What is needed
Read the records below and copy each line that contains "Tailwind".

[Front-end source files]
'''

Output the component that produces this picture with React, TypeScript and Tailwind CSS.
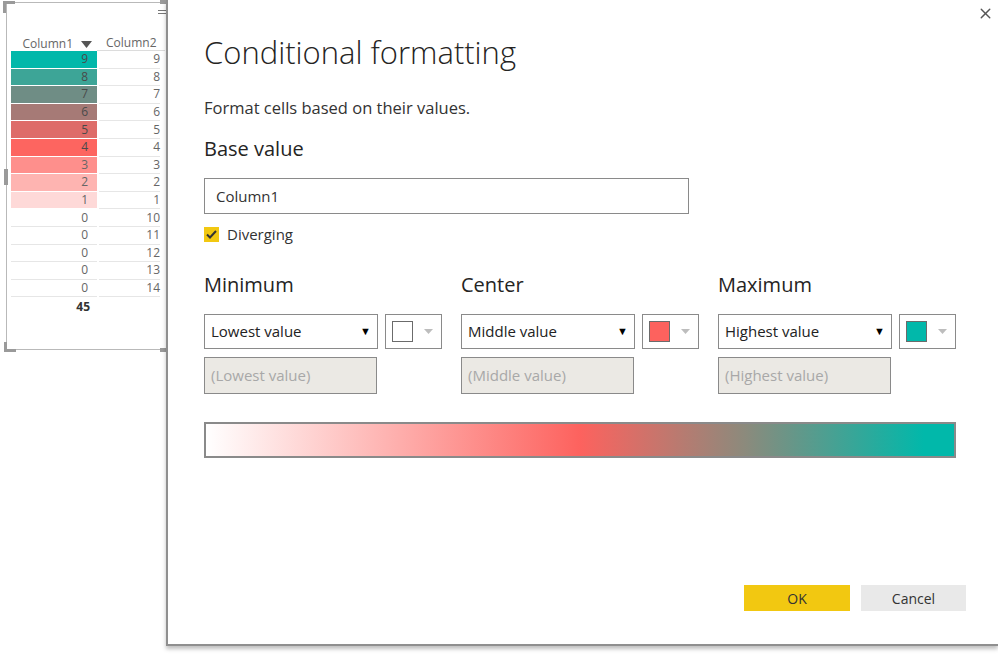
import { X } from "lucide-react";

const rows = [
  { a: 9, b: 9, color: "#01b8aa" },
  { a: 8, b: 8, color: "#3da597" },
  { a: 7, b: 7, color: "#6f8d85" },
  { a: 6, b: 6, color: "#a67a76" },
  { a: 5, b: 5, color: "#de6c69" },
  { a: 4, b: 4, color: "#fd6560" },
  { a: 3, b: 3, color: "#fe8f8c" },
  { a: 2, b: 2, color: "#feb4b1" },
  { a: 1, b: 1, color: "#fed9d8" },
  { a: 0, b: 10, color: "" },
  { a: 0, b: 11, color: "" },
  { a: 0, b: 12, color: "" },
  { a: 0, b: 13, color: "" },
  { a: 0, b: 14, color: "" },
];

const font = { fontFamily: '"Open Sans", "Noto Sans", sans-serif' };

function TableVisual() {
  return (
    <div className="relative h-[657px] w-[166px] shrink-0 overflow-hidden bg-white">
      {/* visual frame */}
      <div className="absolute left-[6px] top-[2px] h-[348px] w-[200px] border-l border-t border-b border-[#b9b9b9]" />
      {/* focus handles */}
      <div className="absolute left-[3px] top-[1px] h-[3px] w-[12px] bg-[#9a9a9a]" />
      <div className="absolute left-[3px] top-[1px] h-[12px] w-[3px] bg-[#9a9a9a]" />
      <div className="absolute left-[4px] top-[169px] h-[16px] w-[4px] bg-[#9a9a9a]" />
      <div className="absolute left-[4px] top-[342px] h-[10px] w-[3px] bg-[#9a9a9a]" />
      <div className="absolute left-[4px] top-[349px] h-[3px] w-[12px] bg-[#9a9a9a]" />
      <div className="absolute left-[160px] top-[348px] h-[4px] w-[8px] bg-[#9a9a9a]" />
      <div className="absolute left-[160px] top-[0px] h-[4px] w-[8px] bg-[#9a9a9a]" />
      <div className="absolute left-[158px] top-[10px] flex w-[10px] flex-col gap-[2px]">
        <div className="h-px w-full bg-[#777]" />
        <div className="h-px w-full bg-[#777]" />
      </div>

      <div className="relative pl-[11px] pt-[36px] text-[12px] text-[#666]" style={font}>
        <div className="flex h-[15px] items-end leading-none">
          <div className="flex w-[86px] items-center justify-end gap-[8px] pr-[5px]">
            <span className="pb-[1px]">Column1</span>
            <svg width="11" height="7" viewBox="0 0 11 7">
              <path d="M0 0 H11 L5.5 7 Z" fill="#555" />
            </svg>
          </div>
          <div className="w-[68px] border-b border-[#dcdcdc] pb-[1px] pl-[9px]">Column2</div>
        </div>
        {rows.map((r, i) => (
          <div key={i} className="flex h-[17.6px] leading-none">
            <div
              className="flex w-[86px] items-center justify-end border-b border-[#e6e6e6] pr-[9px]"
              style={r.color ? { backgroundColor: r.color, borderColor: "#fff" } : undefined}
            >
              <span className={r.color && i < 6 ? "text-[#4a4a4a]" : ""}>{r.a}</span>
            </div>
            <div className="ml-[2px] flex w-[61px] items-center justify-end border-b border-[#e6e6e6]">
              {r.b}
            </div>
          </div>
        ))}
        <div className="flex h-[20px] w-[86px] items-center justify-end pr-[7px] font-bold text-[#333]">45</div>
      </div>
    </div>
  );
}

function Dropdown({ label }: { label: string }) {
  return (
    <div className="flex h-[35px] w-[174px] items-center justify-between border border-[#8a8a8a] bg-white pl-[6px] pr-[6px] text-[15px] text-[#222]">
      <span>{label}</span>
      <span className="text-[11px] text-black">▼</span>
    </div>
  );
}

function ColorPick({ color }: { color: string }) {
  return (
    <div className="flex h-[35px] w-[57px] items-center gap-[11px] border border-[#8a8a8a] bg-white pl-[6px]">
      <div className="h-[21px] w-[21px] border border-[#6b6b6b]" style={{ backgroundColor: color }} />
      <svg width="9" height="5" viewBox="0 0 9 5">
        <path d="M0 0 H9 L4.5 5 Z" fill="#bdbdbd" />
      </svg>
    </div>
  );
}

function Group({ title, sel, ph, color }: { title: string; sel: string; ph: string; color: string }) {
  return (
    <div className="flex flex-col">
      <div className="text-[20px] leading-[26px] text-[#252423]">{title}</div>
      <div className="mt-[16px] flex gap-[7px]">
        <Dropdown label={sel} />
        <ColorPick color={color} />
      </div>
      <div className="mt-[8px] flex h-[37px] w-[173px] items-center border border-[#8a8a8a] bg-[#ebe9e4] pl-[6px] text-[15px] text-[#a8a8a8]">
        {ph}
      </div>
    </div>
  );
}

function Dialog() {
  return (
    <div className="relative h-[646px] flex-1 border-b-2 border-l-2 border-[#8f8f8f] bg-white pl-[36px] shadow-[0_3px_4px_rgba(0,0,0,0.25)]" style={font}>
      <button className="absolute right-[4px] top-[5px] text-[#555]">
        <X size={17} strokeWidth={2} />
      </button>
      <div className="pt-[32px] text-[31px] font-light leading-[40px] text-[#252423]">Conditional formatting</div>
      <div className="mt-[25px] text-[16.5px] leading-[22px] text-[#333]">Format cells based on their values.</div>
      <div className="mt-[17px] text-[20px] leading-[26px] text-[#252423]">Base value</div>
      <div className="mt-[16px] flex h-[36px] w-[485px] items-center border border-[#8a8a8a] pl-[11px] text-[15px] text-[#333]">
        Column1
      </div>
      <div className="mt-[12px] flex h-[17px] items-center gap-[8px]">
        <div className="flex h-[15px] w-[15px] items-center justify-center bg-[#f2c811]">
          <svg width="11" height="9" viewBox="0 0 11 9">
            <path d="M1 4.5 L4 7.5 L10 1" fill="none" stroke="#333" strokeWidth="2" />
          </svg>
        </div>
        <span className="text-[15px] leading-[17px] text-[#333]">Diverging</span>
      </div>
      <div className="mt-[29px] grid grid-cols-[238px_238px_238px] gap-[19px]">
        <Group title="Minimum" sel="Lowest value" ph="(Lowest value)" color="#ffffff" />
        <Group title="Center" sel="Middle value" ph="(Middle value)" color="#fd625e" />
        <Group title="Maximum" sel="Highest value" ph="(Highest value)" color="#01b8aa" />
      </div>
      <div className="mt-[28px] h-[36px] w-[752px] border-2 border-[#8a8a8a] bg-[linear-gradient(to_right,#ffffff_0%,#fd625e_50%,#8c8a7c_72%,#01b8aa_96%,#01b8aa_100%)]" />
      <div className="absolute bottom-[33px] right-[32px] flex gap-[11px] text-[14px]">
        <button className="h-[26px] w-[106px] bg-[#f2c811] text-[#333]">OK</button>
        <button className="h-[26px] w-[105px] bg-[#e9e9e9] text-[#333]">Cancel</button>
      </div>
    </div>
  );
}

export default function App() {
  return (
    <div className="flex h-[657px] w-[998px] overflow-hidden bg-white">
      <TableVisual />
      <Dialog />
    </div>
  );
}
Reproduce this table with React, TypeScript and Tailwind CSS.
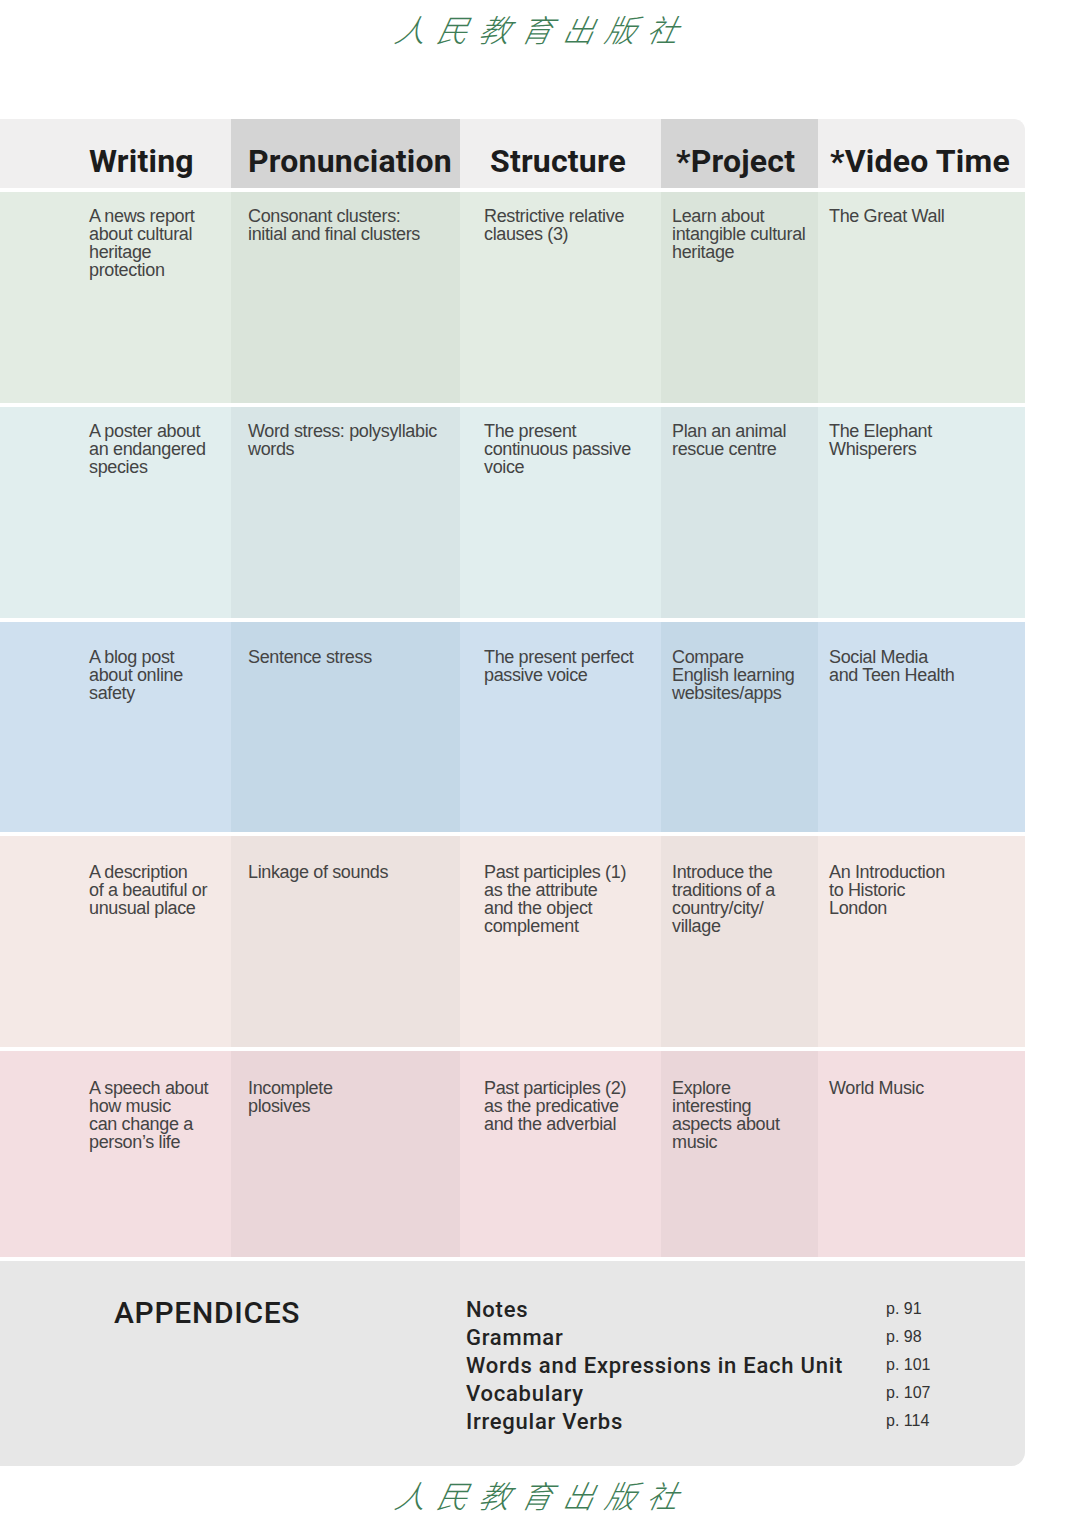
import React from "react";

type Row = {
  cells: string[][];
  bg: string;
  dark: string;
  pt: string;
  h: string;
};

const headers = [
  { label: "Writing", pad: "pl-[89px]" },
  { label: "Pronunciation", pad: "pl-[17px]" },
  { label: "Structure", pad: "pl-[30px]" },
  { label: "*Project", pad: "pl-[15px]" },
  { label: "*Video Time", pad: "pl-[12px]" },
];

const colW = ["w-[231px]", "w-[229px]", "w-[201px]", "w-[157px]", "w-[207px]"];
const colPad = ["pl-[89px]", "pl-[17px]", "pl-[24px]", "pl-[11px]", "pl-[11px]"];

const rows: Row[] = [
  {
    bg: "bg-[#e3ece3]",
    dark: "bg-[#dae4da]",
    pt: "pt-[15px]",
    h: "h-[211px]",
    cells: [
      ["A news report", "about cultural", "heritage", "protection"],
      ["Consonant clusters:", "initial and final clusters"],
      ["Restrictive relative", "clauses (3)"],
      ["Learn about", "intangible cultural", "heritage"],
      ["The Great Wall"],
    ],
  },
  {
    bg: "bg-[#e1eeee]",
    dark: "bg-[#d8e5e6]",
    pt: "pt-[15px]",
    h: "h-[211px]",
    cells: [
      ["A poster about", "an endangered", "species"],
      ["Word stress: polysyllabic", "words"],
      ["The present", "continuous passive", "voice"],
      ["Plan an animal", "rescue centre"],
      ["The Elephant", "Whisperers"],
    ],
  },
  {
    bg: "bg-[#cfe0ef]",
    dark: "bg-[#c4d8e7]",
    pt: "pt-[26px]",
    h: "h-[210px]",
    cells: [
      ["A blog post", "about online", "safety"],
      ["Sentence stress"],
      ["The present perfect", "passive voice"],
      ["Compare", "English learning", "websites/apps"],
      ["Social Media", "and Teen Health"],
    ],
  },
  {
    bg: "bg-[#f4e9e6]",
    dark: "bg-[#ece2df]",
    pt: "pt-[27px]",
    h: "h-[211px]",
    cells: [
      ["A description", "of a beautiful or", "unusual place"],
      ["Linkage of sounds"],
      ["Past participles (1)", "as the attribute", "and the object", "complement"],
      ["Introduce the", "traditions of a", "country/city/", "village"],
      ["An Introduction", "to Historic", "London"],
    ],
  },
  {
    bg: "bg-[#f3dee1]",
    dark: "bg-[#ead6d9]",
    pt: "pt-[28px]",
    h: "h-[206px]",
    cells: [
      ["A speech about", "how music", "can change a", "person\u2019s life"],
      ["Incomplete", "plosives"],
      ["Past participles (2)", "as the predicative", "and the adverbial"],
      ["Explore", "interesting", "aspects about", "music"],
      ["World Music"],
    ],
  },
];

const appendices = [
  ["Notes", "p. 91"],
  ["Grammar", "p. 98"],
  ["Words and Expressions in Each Unit", "p. 101"],
  ["Vocabulary", "p. 107"],
  ["Irregular Verbs", "p. 114"],
];

const din = "font-['Roboto','DejaVu_Sans',sans-serif]";
const helv = "font-['Liberation_Sans','Arial',sans-serif]";

function Logo() {
  return (
    <div className="flex justify-center">
      <div className="pl-[6px] h-[58px] flex items-center font-['Noto_Sans_CJK_SC',serif] font-light italic text-[31px] tracking-[11px] text-[#3e7d56] -skew-x-12">
        人民教育出版社
      </div>
    </div>
  );
}

export default function App() {
  return (
    <div className="w-[1080px] h-[1526px] bg-white overflow-hidden">
      <Logo />

      <div className="mt-[61px] w-[1025px] flex flex-col gap-[4px]">
        {/* header */}
        <div className="flex h-[69px] rounded-tr-[11px] overflow-hidden bg-[#f0efef]">
          {headers.map((hd, i) => (
            <div
              key={hd.label}
              className={`${colW[i]} ${hd.pad} ${i % 2 === 1 ? "bg-[#d4d4d4]" : ""} flex items-center pt-[14px] ${din} font-bold text-[32px] tracking-[0.2px] text-[#1c1c1c]`}
            >
              {hd.label}
            </div>
          ))}
        </div>

        {rows.map((row, r) => (
          <div key={r} className={`flex ${row.h}`}>
            {row.cells.map((lines, i) => (
              <div
                key={i}
                className={`${colW[i]} ${colPad[i]} ${row.pt} ${i % 2 === 1 ? row.dark : row.bg} ${helv} text-[18px] leading-[18px] tracking-[-0.35px] text-[#444]`}
              >
                {lines.map((l) => (
                  <div key={l}>{l}</div>
                ))}
              </div>
            ))}
          </div>
        ))}

        {/* appendices */}
        <div className="h-[205px] bg-[#e7e7e7] rounded-br-[14px] flex">
          <div className={`w-[466px] pl-[114px] pt-[29px] ${din} font-medium text-[30px] tracking-[0.7px] text-[#1e1e1e]`}>
            APPENDICES
          </div>
          <div className="flex flex-col pt-[34px]">
            {appendices.map(([name, page]) => (
              <div key={name} className="flex items-center h-[28px]">
                <div className={`w-[420px] ${din} font-medium text-[22px] tracking-[0.75px] text-[#232323]`}>{name}</div>
                <div className={`${helv} text-[16px] text-[#333]`}>{page}</div>
              </div>
            ))}
          </div>
        </div>
      </div>

      <Logo />
    </div>
  );
}
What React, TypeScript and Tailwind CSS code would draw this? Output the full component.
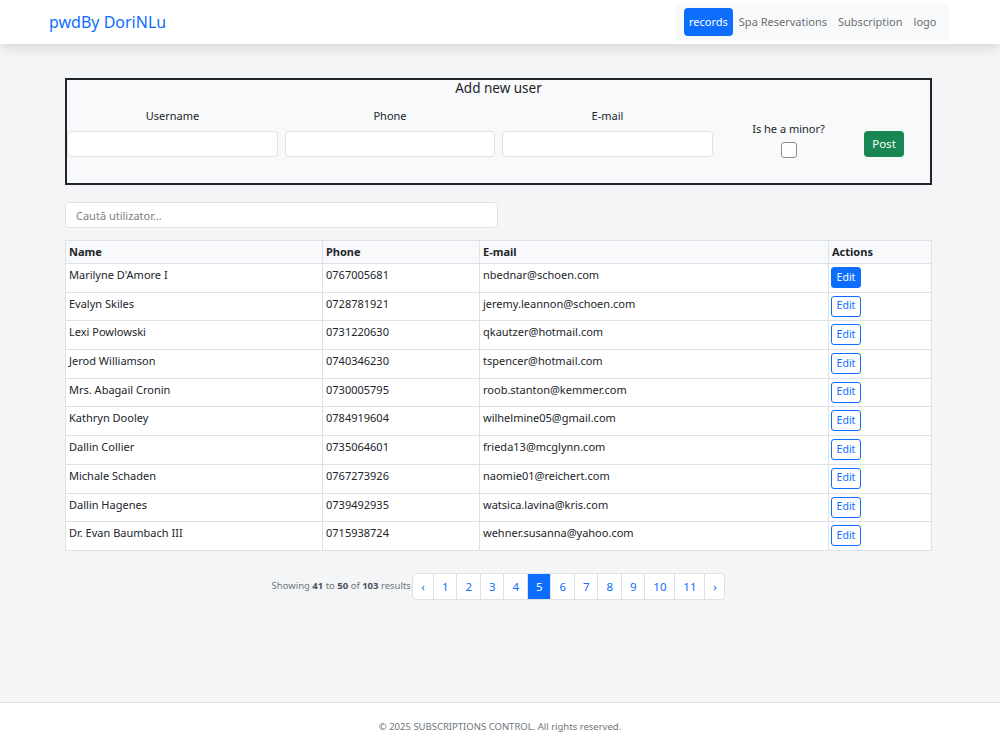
import React from "react";

const users = [
  { name: "Marilyne D'Amore I", phone: "0767005681", email: "nbednar@schoen.com" },
  { name: "Evalyn Skiles", phone: "0728781921", email: "jeremy.leannon@schoen.com" },
  { name: "Lexi Powlowski", phone: "0731220630", email: "qkautzer@hotmail.com" },
  { name: "Jerod Williamson", phone: "0740346230", email: "tspencer@hotmail.com" },
  { name: "Mrs. Abagail Cronin", phone: "0730005795", email: "roob.stanton@kemmer.com" },
  { name: "Kathryn Dooley", phone: "0784919604", email: "wilhelmine05@gmail.com" },
  { name: "Dallin Collier", phone: "0735064601", email: "frieda13@mcglynn.com" },
  { name: "Michale Schaden", phone: "0767273926", email: "naomie01@reichert.com" },
  { name: "Dallin Hagenes", phone: "0739492935", email: "watsica.lavina@kris.com" },
  { name: "Dr. Evan Baumbach III", phone: "0715938724", email: "wehner.susanna@yahoo.com" },
];

const pages = ["‹", "1", "2", "3", "4", "5", "6", "7", "8", "9", "10", "11", "›"];

function Navbar() {
  return (
    <nav className="relative z-10 flex h-[44px] items-center justify-between bg-white pl-[49px] pr-[51px] shadow-[0_4px_12px_rgba(0,0,0,0.12)]">
      <a className="text-[16px] text-[#0d6efd]">pwdBy DoriNLu</a>
      <div className="flex h-[38px] items-center bg-[#f8f9fa] pl-[8px] pr-[7px] text-[11px] text-[#6b6f73]">
        <span className="rounded-[4px] bg-[#0d6efd] px-[5.5px] py-[5px] leading-[18px] text-white">records</span>
        <span className="px-[5.5px]">Spa Reservations</span>
        <span className="px-[5.5px]">Subscription</span>
        <span className="px-[5.5px]">logo</span>
      </div>
    </nav>
  );
}

function AddUserForm() {
  const input = "h-[26px] w-full rounded-[4px] border border-[#dee2e6] bg-white";
  return (
    <div className="h-[107px] border-2 border-[#212529] bg-[#f8f9fa]">
      <h2 className="mt-[-2px] text-center text-[13.5px] leading-[20px] text-[#212529]">Add new user</h2>
      <div className="mt-[9px] grid grid-cols-[211px_210px_211px_137px_40px] items-end gap-[7px] text-[11px] text-[#212529]">
        <div className="flex flex-col items-center gap-[7px]">
          <label className="leading-[17px]">Username</label>
          <input className={input} />
        </div>
        <div className="flex flex-col items-center gap-[7px]">
          <label className="leading-[17px]">Phone</label>
          <input className={input} />
        </div>
        <div className="flex flex-col items-center gap-[7px]">
          <label className="leading-[17px]">E-mail</label>
          <input className={input} />
        </div>
        <div className="flex flex-col items-center gap-[5px]">
          <label className="leading-[17px]">Is he a minor?</label>
          <span className="mb-[-1px] block h-[16px] w-[16px] rounded-[3px] border border-[#8a8f94] bg-white" />
        </div>
        <button className="h-[26px] rounded-[4px] bg-[#198754] text-[11.5px] text-white">Post</button>
      </div>
    </div>
  );
}

function UsersTable() {
  return (
    <table className="mt-[12px] w-full border-collapse border border-[#dee2e6] bg-white text-left text-[11px] text-[#212529]">
      <thead>
        <tr className="h-[23px] bg-[#f8f9fa]">
          <th className="w-[257px] border border-[#dee2e6] px-[3px] font-bold">Name</th>
          <th className="w-[157px] border border-[#dee2e6] px-[3px] font-bold">Phone</th>
          <th className="w-[349px] border border-[#dee2e6] px-[3px] font-bold">E-mail</th>
          <th className="border border-[#dee2e6] px-[3px] font-bold">Actions</th>
        </tr>
      </thead>
      <tbody>
        {users.map((u, i) => (
          <tr key={u.email} className="h-[28.7px]">
            <td className="border border-[#dee2e6] px-[3px] pt-[2px] align-top leading-[18px]">{u.name}</td>
            <td className="border border-[#dee2e6] px-[3px] pt-[2px] align-top leading-[18px]">{u.phone}</td>
            <td className="border border-[#dee2e6] px-[3px] pt-[2px] align-top leading-[18px]">{u.email}</td>
            <td className="border border-[#dee2e6] px-[2px] py-[3px] align-top">
              <button
                className={
                  i === 0
                    ? "h-[21px] w-[30px] rounded-[3px] border border-[#0d6efd] bg-[#0d6efd] text-[10.5px] text-white"
                    : "h-[21px] w-[30px] rounded-[3px] border border-[#0d6efd] bg-white text-[10.5px] text-[#0d6efd]"
                }
              >
                Edit
              </button>
            </td>
          </tr>
        ))}
      </tbody>
    </table>
  );
}

function Pagination() {
  return (
    <div className="mt-[22px] flex items-center justify-center text-[9.5px]">
      <span className="mr-[1px] text-[#6c757d]">
        Showing <b className="text-[#495057]">41</b> to <b className="text-[#495057]">50</b> of{" "}
        <b className="text-[#495057]">103</b> results
      </span>
      <div className="flex h-[27px] overflow-hidden rounded-[4px] border border-[#dee2e6] bg-white">
        {pages.map((p, i) => (
          <span
            key={i}
            className={
              "flex items-center justify-center border-l border-[#dee2e6] text-[11.5px] first:border-l-0 " +
              (p === "‹" || p === "›" ? "w-[20px] " : p.length > 1 ? "w-[30px] " : "w-[23.5px] ") +
              (p === "5" ? "bg-[#0d6efd] text-white" : "text-[#0d6efd]")
            }
          >
            {p}
          </span>
        ))}
      </div>
    </div>
  );
}

export default function App() {
  return (
    <div className="flex min-h-[751px] flex-col bg-[#f4f5f7] font-['Noto_Sans',sans-serif]">
      <Navbar />
      <main className="flex-1 pt-[34px]">
        <div className="ml-[65px] w-[867px]">
          <AddUserForm />
          <input
            className="mt-[17px] h-[26px] w-[433px] rounded-[4px] border border-[#dee2e6] bg-white px-[10px] text-[11px] placeholder:text-[#7b8087]"
            placeholder="Caută utilizator..."
          />
          <UsersTable />
          <Pagination />
        </div>
      </main>
      <footer className="flex h-[49px] items-center justify-center border-t border-[#dee2e6] bg-white text-[9.5px] text-[#6c757d]">
        © 2025 SUBSCRIPTIONS CONTROL. All rights reserved.
      </footer>
    </div>
  );
}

'''

The result
Output the component that produces this picture with React, TypeScript and Tailwind CSS.
Reproduce this table with React, TypeScript and Tailwind CSS.
What React, TypeScript and Tailwind CSS code would draw this? Output the full component.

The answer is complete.